The 250 Years of America bogie stake wagon is the eye-catcher, and probably the easiest special to explain to another modeler. LGB says the car marks the 2026 repeat of the signing of the Declaration of Independence, and the flat car is 42 cm long over couplers. It carries the Liberty Bell as cargo and uses U.S.-colored stakes, which makes it a clear commemorative piece rather than a generic freight car. With the White House and the United States Department of State both framing July 4, 2026 as the 250th anniversary of American independence, the car lands in a year when the theme is already on the radar.

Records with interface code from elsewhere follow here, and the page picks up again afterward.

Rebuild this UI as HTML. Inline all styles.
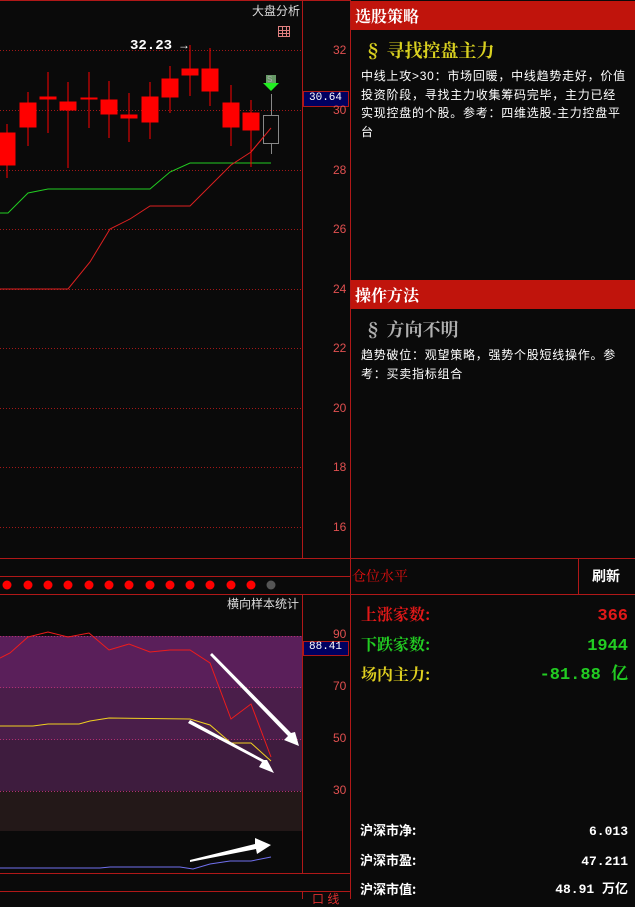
<!DOCTYPE html>
<html><head><meta charset="utf-8"><style>
body{margin:0;background:#0a0a0a;width:635px;height:899px;overflow:hidden;position:relative;font-family:"Liberation Sans","Noto Sans CJK SC",sans-serif}
.a{position:absolute;white-space:nowrap}
.hd{position:absolute;left:351px;width:284px;height:29px;background:#c0140c;color:#fff;font-weight:bold;font-size:16px;line-height:29px;padding-left:4px;box-sizing:border-box;font-family:"Noto Serif CJK SC","Noto Sans CJK SC",serif}
.tx{position:absolute;left:361px;width:274px;color:#fff;font-size:12px;line-height:18.5px;letter-spacing:0.75px;white-space:nowrap}
.st{font-family:"Noto Serif CJK SC","Noto Sans CJK SC",serif;font-weight:bold;font-size:16px;line-height:24px}
.nm{font-family:"Liberation Mono","Noto Serif CJK SC",monospace;font-weight:bold;font-size:17px;line-height:24px}
.bt{font-family:"Noto Sans CJK SC",sans-serif;font-weight:bold;font-size:13px;color:#fff;line-height:20px}
.bn{font-family:"Liberation Mono","Noto Sans CJK SC",monospace;font-weight:bold;font-size:13px;color:#fff;line-height:20px}
</style></head><body>
<svg width="635" height="899" style="position:absolute;left:0;top:0">
<g stroke="#a01818" stroke-dasharray="1,2" stroke-width="1">
<line x1="0" y1="50.5" x2="302" y2="50.5"/><line x1="0" y1="110.5" x2="302" y2="110.5"/><line x1="0" y1="170.5" x2="302" y2="170.5"/><line x1="0" y1="229.5" x2="302" y2="229.5"/><line x1="0" y1="289.5" x2="302" y2="289.5"/><line x1="0" y1="348.5" x2="302" y2="348.5"/><line x1="0" y1="408.5" x2="302" y2="408.5"/><line x1="0" y1="467.5" x2="302" y2="467.5"/><line x1="0" y1="527.5" x2="302" y2="527.5"/>
</g>
<rect x="0" y="636" width="302" height="52" fill="#5a1f5a"/>
<rect x="0" y="688" width="302" height="52" fill="#4a1e4a"/>
<rect x="0" y="740" width="302" height="51" fill="#3e1c3e"/>
<rect x="0" y="791" width="302" height="40" fill="#231818"/>
<g stroke="#b03070" stroke-dasharray="1,2"><line x1="0" y1="636.5" x2="302" y2="636.5"/><line x1="0" y1="687.5" x2="302" y2="687.5"/><line x1="0" y1="739.5" x2="302" y2="739.5"/><line x1="0" y1="791.5" x2="302" y2="791.5"/></g>
<g stroke="#b01818" stroke-width="1">
<line x1="302.5" y1="0" x2="302.5" y2="558"/><line x1="302.5" y1="594" x2="302.5" y2="874"/><line x1="302.5" y1="892" x2="302.5" y2="899"/>
<line x1="350.5" y1="0" x2="350.5" y2="899"/>
<line x1="0" y1="0.5" x2="350" y2="0.5"/>
<line x1="0" y1="558.5" x2="635" y2="558.5"/><line x1="0" y1="576.5" x2="350" y2="576.5"/><line x1="0" y1="594.5" x2="635" y2="594.5"/>
<line x1="578.5" y1="558" x2="578.5" y2="594"/>
<line x1="0" y1="873.5" x2="350" y2="873.5"/><line x1="0" y1="891.5" x2="350" y2="891.5"/>
</g>
<polyline fill="none" stroke="#22cc22" points="0,213 8,213 28,193 48,189 150,189 170,172 190,163 271,163"/>
<polyline fill="none" stroke="#dd2020" points="0,289 68,289 90,262 110,229 130,219 150,206 190,206 231,165 251,152 271,128"/>
<g fill="#ff0000" stroke="#ff0000">
<line x1="7" y1="124" x2="7" y2="178"/><rect x="0" y="133" width="15" height="32"/>
<line x1="28" y1="92" x2="28" y2="146"/><rect x="20" y="103" width="16" height="24"/>
<line x1="48" y1="72" x2="48" y2="133"/><rect x="40" y="97" width="16" height="2"/>
<line x1="68" y1="82" x2="68" y2="168"/><rect x="60" y="102" width="16" height="8"/>
<line x1="89" y1="72" x2="89" y2="128"/><rect x="81" y="98" width="16" height="1"/>
<line x1="109" y1="81" x2="109" y2="138"/><rect x="101" y="100" width="16" height="14"/>
<line x1="129" y1="93" x2="129" y2="142"/><rect x="121" y="115" width="16" height="3"/>
<line x1="150" y1="82" x2="150" y2="139"/><rect x="142" y="97" width="16" height="25"/>
<line x1="170" y1="66" x2="170" y2="113"/><rect x="162" y="79" width="16" height="18"/>
<line x1="190" y1="45" x2="190" y2="96"/><rect x="182" y="69" width="16" height="6"/>
<line x1="210" y1="48" x2="210" y2="106"/><rect x="202" y="69" width="16" height="22"/>
<line x1="231" y1="85" x2="231" y2="146"/><rect x="223" y="103" width="16" height="24"/>
<line x1="251" y1="100" x2="251" y2="167"/><rect x="243" y="113" width="16" height="17"/>
</g>
<line x1="271.5" y1="94" x2="271.5" y2="154" stroke="#888"/>
<rect x="263.5" y="115.5" width="15" height="28" fill="#0a0a0a" stroke="#888"/>
<polyline fill="none" stroke="#dd2020" points="251,152 271,128"/>
<rect x="266" y="75" width="10" height="8" fill="#669966"/>
<polygon points="263,83 279,83 271,91" fill="#22ee22"/>
<text x="267" y="82" font-size="8" fill="#aaa" font-family="Liberation Sans">S</text>
<g fill="none" stroke="#e08080" stroke-width="1"><rect x="278.5" y="26.5" width="11" height="10"/><line x1="282.5" y1="26" x2="282.5" y2="37"/><line x1="286.5" y1="26" x2="286.5" y2="37"/><line x1="278" y1="30.5" x2="290" y2="30.5"/><line x1="278" y1="33.5" x2="290" y2="33.5"/></g>
<rect x="303.5" y="91.5" width="45" height="15" fill="#000060" stroke="#b01818"/>
<rect x="303.5" y="641.5" width="45" height="14" fill="#000060" stroke="#b01818"/>
<g fill="#ff0000"><circle cx="7" cy="585" r="4.5"/><circle cx="28" cy="585" r="4.5"/><circle cx="48" cy="585" r="4.5"/><circle cx="68" cy="585" r="4.5"/><circle cx="89" cy="585" r="4.5"/><circle cx="109" cy="585" r="4.5"/><circle cx="129" cy="585" r="4.5"/><circle cx="150" cy="585" r="4.5"/><circle cx="170" cy="585" r="4.5"/><circle cx="190" cy="585" r="4.5"/><circle cx="210" cy="585" r="4.5"/><circle cx="231" cy="585" r="4.5"/><circle cx="251" cy="585" r="4.5"/></g>
<circle cx="271" cy="585" r="4.5" fill="#555"/>
<polyline fill="none" stroke="#ee1c1c" points="0,658 10,653 28,637 48,632 68,637 89,633 109,650 129,644 150,652 170,650 190,650 210,663 231,719 251,704 271,757"/>
<polyline fill="none" stroke="#f0d020" points="0,726 33,726 48,724 79,724 90,721 109,718 190,719 210,725 231,743 251,743 271,761"/>
<polyline fill="none" stroke="#7070ee" points="0,868 100,868 110,867 180,867 193,869 210,864 230,861 251,861 271,857"/>
<g fill="#fff">
<polygon points="210,655 288,736 284,740 299,746 295,732 291,733 212,653"/>
<polygon points="188,723 262,762 259,767 274,773 267,760 264,760 190,720"/>
<polygon points="190,862 256,849 257,854 271,845 255,838 255,844 190,860"/>
</g>
</svg>
<div class="a" style="left:252px;top:2px;color:#ddd;font-size:12px">大盘分析</div>
<div class="a" style="left:130px;top:38px;color:#fff;font-size:14px;font-weight:bold;font-family:'Liberation Mono',monospace">32.23 <span style="font-weight:normal;font-size:12px">→</span></div>
<div class="a" style="left:333px;top:43px;color:#e05050;font-size:12px">32</div>
<div class="a" style="left:333px;top:103px;color:#e05050;font-size:12px">30</div>
<div class="a" style="left:333px;top:163px;color:#e05050;font-size:12px">28</div>
<div class="a" style="left:333px;top:222px;color:#e05050;font-size:12px">26</div>
<div class="a" style="left:333px;top:282px;color:#e05050;font-size:12px">24</div>
<div class="a" style="left:333px;top:341px;color:#e05050;font-size:12px">22</div>
<div class="a" style="left:333px;top:401px;color:#e05050;font-size:12px">20</div>
<div class="a" style="left:333px;top:460px;color:#e05050;font-size:12px">18</div>
<div class="a" style="left:333px;top:520px;color:#e05050;font-size:12px">16</div>
<div class="a" style="left:309px;top:92px;color:#fff;font-size:11px;font-family:'Liberation Mono',monospace">30.64</div>
<div class="a" style="left:227px;top:595px;color:#ddd;font-size:12px">横向样本统计</div>
<div class="a" style="left:333px;top:627px;color:#e05050;font-size:12px">90</div>
<div class="a" style="left:333px;top:679px;color:#e05050;font-size:12px">70</div>
<div class="a" style="left:333px;top:731px;color:#e05050;font-size:12px">50</div>
<div class="a" style="left:333px;top:783px;color:#e05050;font-size:12px">30</div>
<div class="a" style="left:309px;top:641px;color:#fff;font-size:11px;font-family:'Liberation Mono',monospace">88.41</div>
<div class="a" style="left:312px;top:890px;color:#e03030;font-size:12px">口 线</div>

<div class="hd" style="top:1px">选股策略</div>
<div class="a" style="left:364px;top:37px;color:#d8d020;font-size:18px;font-weight:bold;font-family:'Noto Serif CJK SC',serif">§ 寻找控盘主力</div>
<div class="tx" style="top:67px">中线上攻&gt;30：市场回暖，中线趋势走好，价值<br>投资阶段，寻找主力收集筹码完毕，主力已经<br>实现控盘的个股。参考：四维选股-主力控盘平<br>台</div>
<div class="hd" style="top:280px">操作方法</div>
<div class="a" style="left:364px;top:316px;color:#b0b0b0;font-size:18px;font-weight:bold;font-family:'Noto Serif CJK SC',serif">§ 方向不明</div>
<div class="tx" style="top:346px">趋势破位：观望策略，强势个股短线操作。参<br>考：买卖指标组合</div>

<div class="a" style="left:352px;top:566px;color:#e01010;font-size:14px;font-family:'Noto Serif CJK SC',serif">仓位水平</div>
<div class="a" style="left:592px;top:566px;color:#fff;font-size:14px;font-weight:bold">刷新</div>
<div class="a st" style="left:361px;top:602px;color:#e01818">上涨家数:</div>
<div class="a nm" style="right:7px;top:605px;color:#e01818">366</div>
<div class="a st" style="left:361px;top:632px;color:#22cc22">下跌家数:</div>
<div class="a nm" style="right:7px;top:635px;color:#22cc22">1944</div>
<div class="a st" style="left:361px;top:662px;color:#e0d020">场内主力:</div>
<div class="a nm" style="right:7px;top:664px;color:#22cc22">-81.88 亿</div>
<div class="a bt" style="left:360px;top:820px">沪深市净:</div>
<div class="a bn" style="right:7px;top:822px">6.013</div>
<div class="a bt" style="left:360px;top:850px">沪深市盈:</div>
<div class="a bn" style="right:7px;top:852px">47.211</div>
<div class="a bt" style="left:360px;top:879px">沪深市值:</div>
<div class="a bn" style="right:7px;top:880px">48.91 万亿</div>
</body></html>
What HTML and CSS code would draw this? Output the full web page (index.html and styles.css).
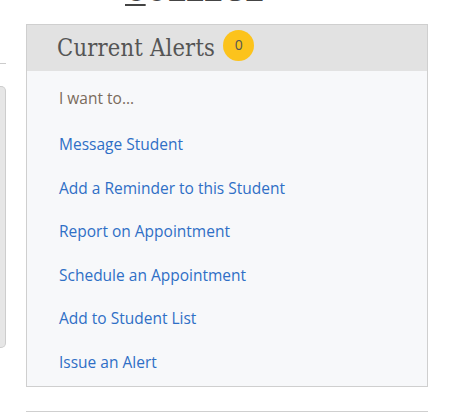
FILE: index.html
```html
<!DOCTYPE html>
<html lang="en">
<head>
    <meta charset="UTF-8">
    <meta name="viewport" content="width=device-width, initial-scale=1.0">
    <title>Current Alerts</title>
    <link rel="stylesheet" href="styles.css">
</head>
<body>
    <div class="page-title"><span class="key">C</span>OLLEGE</div>
    <div class="layout">
        <aside class="side">
            <div class="side-rule"></div>
            <div class="side-box"></div>
        </aside>
        <div class="main-col">
            <section class="alerts">
                <header class="alerts-head">
                    <h2>Current Alerts</h2>
                    <span class="badge">0</span>
                </header>
                <div class="alerts-body">
                    <p class="intro">I want to...</p>
                    <ul class="actions">
                        <li><a href="#">Message Student</a></li>
                        <li><a href="#">Add a Reminder to this Student</a></li>
                        <li><a href="#">Report on Appointment</a></li>
                        <li><a href="#">Schedule an Appointment</a></li>
                        <li><a href="#">Add to Student List</a></li>
                        <li><a href="#">Issue an Alert</a></li>
                    </ul>
                </div>
            </section>
            <div class="next-panel"></div>
        </div>
    </div>
</body>
</html>
```

FILE: styles.css
```css
*{
    margin:0;
    padding:0;
    box-sizing: border-box;
}
body{
    width:461px;
    height:413px;
    overflow:hidden;
    background:#fff;
    font-family:'Open Sans', sans-serif;
}
/* title of the page, mostly scrolled off the top */
.page-title{
    margin-top:-22px;
    margin-left:125px;
    height:28px;
    font-family:'DejaVu Serif', serif;
    font-size:27px;
    line-height:27px;
    color:#444;
}
.page-title .key{
    text-decoration: underline;
    text-decoration-thickness:2px;
    text-underline-offset:3px;
}
.layout{
    display:flex;
    margin-top:18px;
}
.side{
    width:6px;
    margin-right:20px;
}
.side-rule{
    margin-top:39px;
    border-top:1px solid #ccc;
}
.side-box{
    margin-top:22px;
    height:262px;
    border:1px solid #cdcdcd;
    border-left:none;
    border-radius:0 5px 5px 0;
    background:#e6e6e6;
}
.main-col{
    width:402px;
}
.alerts{
    border:1px solid #cfcfcf;
    background:#f7f8fa;
}
.alerts-head{
    display:flex;
    align-items:center;
    height:46px;
    padding-left:30px;
    background:#e2e2e2;
}
h2{
    font-family:'DejaVu Serif', serif;
    font-stretch: condensed;
    font-weight:400;
    font-size:23.5px;
    color:#555;
    letter-spacing:0.2px;
}
.badge{
    display:flex;
    justify-content:center;
    align-items:center;
    width:31px;
    height:31px;
    margin-left:8px;
    margin-top:-5px;
    padding-bottom:2px;
    border-radius:50%;
    background:#fcc31c;
    color:#555;
    font-size:14px;
}
.alerts-body{
    padding:16px 0 2px 32px;
}
.intro{
    font-size:15.5px;
    line-height:22px;
    color:#7a6b5c;
    margin-bottom:14px;
}
.actions{
    list-style:none;
}
.actions li{
    line-height:43.5px;
    font-size:15.5px;
}
.actions a{
    color:#2f6fc6;
    text-decoration:none;
}
.next-panel{
    margin-top:24px;
    height:20px;
    border-top:1px solid #cfcfcf;
}
```
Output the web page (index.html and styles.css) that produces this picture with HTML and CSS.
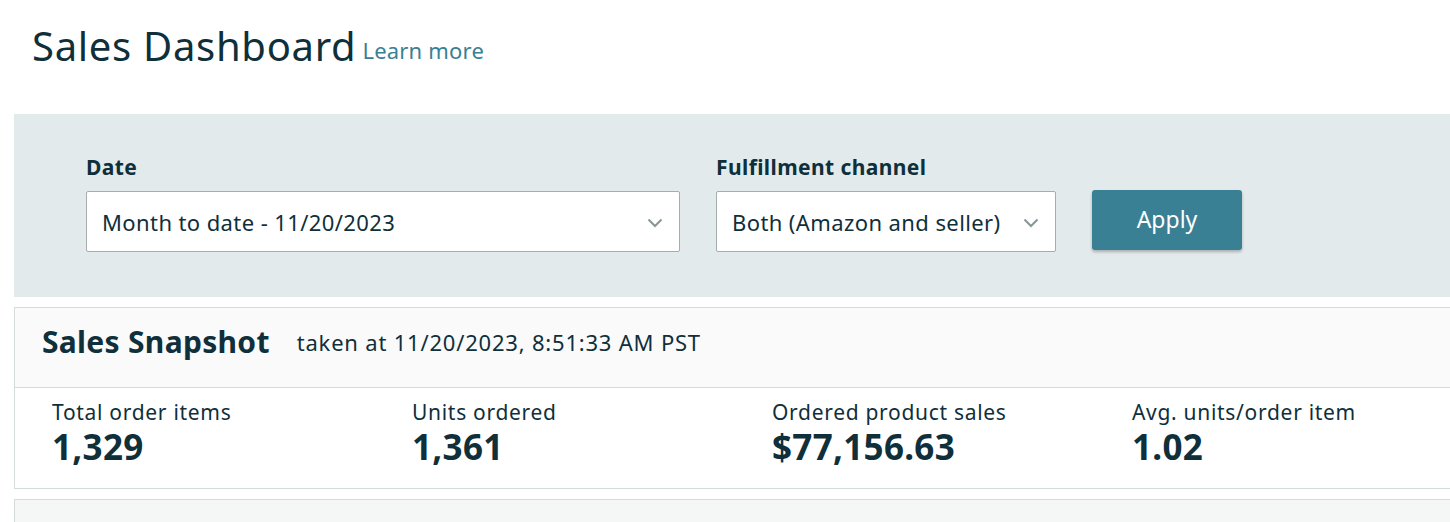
FILE: index.html
```html
<!DOCTYPE html>
<html lang="en">
<head>
<meta charset="utf-8">
<title>Sales Dashboard</title>
<link rel="stylesheet" href="styles.css">
</head>
<body>
<div class="page">
  <header class="page-head">
    <h1 class="title">Sales Dashboard</h1>
    <a class="learn" href="#">Learn more</a>
  </header>

  <section class="filters">
    <div class="field">
      <label class="field-label">Date</label>
      <div class="select select-date">
        <span class="select-text">Month to date - 11/20/2023</span>
        <svg class="chev" width="16" height="10" viewBox="0 0 16 10"><path d="M1.5 1.5 L8 8 L14.5 1.5" fill="none" stroke="#879596" stroke-width="2"/></svg>
      </div>
    </div>
    <div class="field">
      <label class="field-label">Fulfillment channel</label>
      <div class="select select-channel">
        <span class="select-text">Both (Amazon and seller)</span>
        <svg class="chev" width="16" height="10" viewBox="0 0 16 10"><path d="M1.5 1.5 L8 8 L14.5 1.5" fill="none" stroke="#879596" stroke-width="2"/></svg>
      </div>
    </div>
    <button class="apply">Apply</button>
  </section>

  <section class="card">
    <div class="card-head">
      <h2 class="card-title">Sales Snapshot</h2>
      <span class="taken">taken at 11/20/2023, 8:51:33 AM PST</span>
    </div>
    <div class="metrics">
      <div class="metric"><div class="m-label">Total order items</div><div class="m-value">1,329</div></div>
      <div class="metric"><div class="m-label">Units ordered</div><div class="m-value">1,361</div></div>
      <div class="metric"><div class="m-label">Ordered product sales</div><div class="m-value">$77,156.63</div></div>
      <div class="metric"><div class="m-label">Avg. units/order item</div><div class="m-value">1.02</div></div>
    </div>
  </section>

  <section class="card card-next"></section>
</div>
</body>
</html>
```

FILE: styles.css
```css
* { box-sizing: border-box; }
html, body { margin: 0; padding: 0; background: #fff; overflow: hidden; }
body {
  font-family: "Noto Sans", "Open Sans", Arial, sans-serif;
  color: #0f2f3a;
  width: 1450px;
  height: 522px;
}
.page { padding-left: 14px; width: 1500px; }

.page-head {
  display: flex;
  align-items: flex-start;
  padding: 20px 0 0 18px;
  height: 114px;
}
.title {
  margin: 0;
  font-size: 40px;
  font-weight: 400;
  letter-spacing: 0.7px;
  color: #0f2f3a;
  line-height: 52px;
}
.learn {
  margin: 15px 0 0 6px;
  font-size: 22px;
  line-height: 30px;
  letter-spacing: 0.2px;
  color: #3a8094;
  text-decoration: none;
}

.filters {
  background: #e3eaec;
  height: 183px;
  display: flex;
  align-items: flex-start;
  padding: 40px 0 0 72px;
  gap: 36px;
}
.field { display: flex; flex-direction: column; }
.field-label {
  font-size: 21px;
  font-weight: 700;
  line-height: 27px;
  height: 37px;
  color: #0f2f3a;
  letter-spacing: 0.4px;
}
.select {
  height: 61px;
  background: #fff;
  border: 1px solid #a6adaf;
  border-radius: 2px;
  display: flex;
  align-items: center;
  justify-content: space-between;
  padding: 0 16px 0 15px;
  font-size: 22px;
  color: #0f2f3a;
}
.select-text { letter-spacing: 0.4px; }
.select-date { width: 594px; }
.select-channel { width: 340px; }
.chev { margin-top: 2px; flex: none; }

.apply {
  margin-top: 36px;
  width: 150px;
  height: 60px;
  background: #3a8094;
  color: #fff;
  border: none;
  border-radius: 3px;
  box-shadow: 0 2px 3px rgba(0,0,0,0.25);
  font-family: inherit;
  font-size: 23px;
  padding-bottom: 3px;
}

.card {
  margin-top: 10px;
  border: 1px solid #d5dbdb;
  border-right: none;
  background: #fff;
}
.card-head {
  height: 80px;
  background: #fafafa;
  border-bottom: 1px solid #d5dbdb;
  display: flex;
  align-items: center;
  padding: 0 0 12px 27px;
  gap: 27px;
}
.card-title {
  margin: 0;
  font-size: 30px;
  font-weight: 700;
  letter-spacing: 0.3px;
  color: #0f2f3a;
}
.taken { font-size: 22px; color: #0f2f3a; letter-spacing: 0.8px; }

.metrics {
  display: grid;
  grid-template-columns: repeat(4, 360px);
  height: 100px;
  padding: 10px 0 0 37px;
}
.m-label { font-size: 21px; line-height: 28px; letter-spacing: 0.7px; }
.m-value { font-size: 35px; font-weight: 700; line-height: 40px; margin-top: 1px; letter-spacing: 0.3px; }

.card-next {
  height: 40px;
  background: #f5f7f7;
}
```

What this mix says about who LGB is serving in 2026

The smart part of this release list is the balance. LGB is still leaning hard into its European garden-railway identity, especially the Swiss mountain world that has long given the brand its strongest character. At the same time, the 250 Years of America car shows that the company is willing to reach beyond the RhB and Furka story to catch collectors who want a special edition with a wider cultural hook.

For buyers, that means the month breaks neatly into three lanes. The HG 4/4 is the must-see centerpiece, the Ge 6/6 II is the refined electric counterpart, and the wagons are the practical add-ons that turn a purchase into a train. The America stake wagon is the easiest impulse buy, the RhB wagons are the easiest operational buys, and the HG 4/4 is the one most likely to anchor a whole seasonal budget.

LGB also makes the lineup easy to manage, since the 2026 new items can be saved to a wishlist and exported as a PDF compendium. That kind of catalog handling fits the way large-scale buyers shop now: compare, plan, and build a consist around the pieces that give the strongest visual return.

Taken together, the April releases give G-scale hobbyists a coherent reason to spend this season. The brand is not chasing novelty for its own sake. It is offering a Furka rack steam star, a St. Moritz electric, and just enough themed freight stock to make both feel like part of a real railway.